Task directions: Skipping all pictures, set down the lines of the listing from the first through the one with "import React from".

Recorded information:
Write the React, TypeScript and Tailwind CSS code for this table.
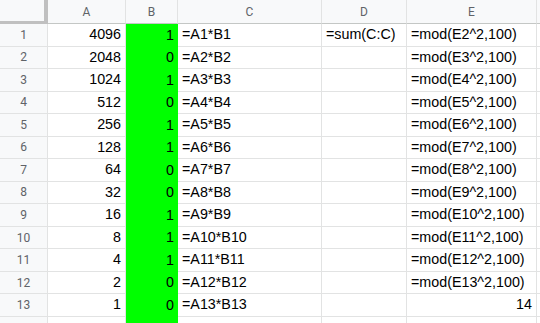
import React from "react";

// Sheet contents: column A powers of two, B the bit mask, C/D/E formulas
const rows = [
  { a: "4096", b: "1", c: "=A1*B1", d: "=sum(C:C)", e: "=mod(E2^2,100)" },
  { a: "2048", b: "0", c: "=A2*B2", d: "", e: "=mod(E3^2,100)" },
  { a: "1024", b: "1", c: "=A3*B3", d: "", e: "=mod(E4^2,100)" },
  { a: "512", b: "0", c: "=A4*B4", d: "", e: "=mod(E5^2,100)" },
  { a: "256", b: "1", c: "=A5*B5", d: "", e: "=mod(E6^2,100)" },
  { a: "128", b: "1", c: "=A6*B6", d: "", e: "=mod(E7^2,100)" },
  { a: "64", b: "0", c: "=A7*B7", d: "", e: "=mod(E8^2,100)" },
  { a: "32", b: "0", c: "=A8*B8", d: "", e: "=mod(E9^2,100)" },
  { a: "16", b: "1", c: "=A9*B9", d: "", e: "=mod(E10^2,100)" },
  { a: "8", b: "1", c: "=A10*B10", d: "", e: "=mod(E11^2,100)" },
  { a: "4", b: "1", c: "=A11*B11", d: "", e: "=mod(E12^2,100)" },
  { a: "2", b: "0", c: "=A12*B12", d: "", e: "=mod(E13^2,100)" },
  { a: "1", b: "0", c: "=A13*B13", d: "", e: "14" },
];

const cols = ["A", "B", "C", "D", "E", ""];

const cell =
  "border-r border-b border-[#e2e3e3] px-[4px] flex items-center whitespace-nowrap overflow-hidden";

export default function App() {
  return (
    <div className="w-[540px] h-[323px] overflow-hidden bg-white font-['Liberation_Sans',Arial,sans-serif] text-[14.3px] text-black">
      <div className="grid grid-cols-[48px_78px_52px_144px_85px_130px_1fr] grid-rows-[24px_repeat(13,22.54px)_22.54px]">
        {/* corner + column letters */}
        <div className="bg-[#f8f9fa] border-r-4 border-b-[3px] border-[#c0c0c0]" />
        {cols.map((c, i) => (
          <div
            key={i}
            className="bg-[#f8f9fa] border-r border-b border-r-[#e2e3e3] border-b-[#c4c7c5] flex items-center justify-center font-['Roboto',sans-serif] text-[12px] text-[#5f6368]"
          >
            {c}
          </div>
        ))}

        {rows.map((r, i) => (
          <React.Fragment key={i}>
            <div className="bg-[#f8f9fa] border-r border-b border-[#e2e3e3] flex items-center justify-center font-['Roboto',sans-serif] text-[12px] text-[#5f6368]">
              {i + 1}
            </div>
            <div className={`${cell} justify-end`}>{r.a}</div>
            <div className="bg-[#00ff00] px-[4px] flex items-center justify-end">{r.b}</div>
            <div className={cell}>{r.c}</div>
            <div className={cell}>{r.d}</div>
            <div className={`${cell} ${i === 12 ? "justify-end" : ""}`}>{r.e}</div>
            <div className={cell} />
          </React.Fragment>
        ))}

        {/* partly visible row 14 below the fold */}
        <div className="bg-[#f8f9fa] border-r border-[#e2e3e3]" />
        <div className="border-r border-[#e2e3e3]" />
        <div className="bg-[#00ff00]" />
        <div className="border-r border-[#e2e3e3]" />
        <div className="border-r border-[#e2e3e3]" />
        <div className="border-r border-[#e2e3e3]" />
        <div />
      </div>
    </div>
  );
}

Final answer:
Write the React, TypeScript and Tailwind CSS code for this table.
import React from "react";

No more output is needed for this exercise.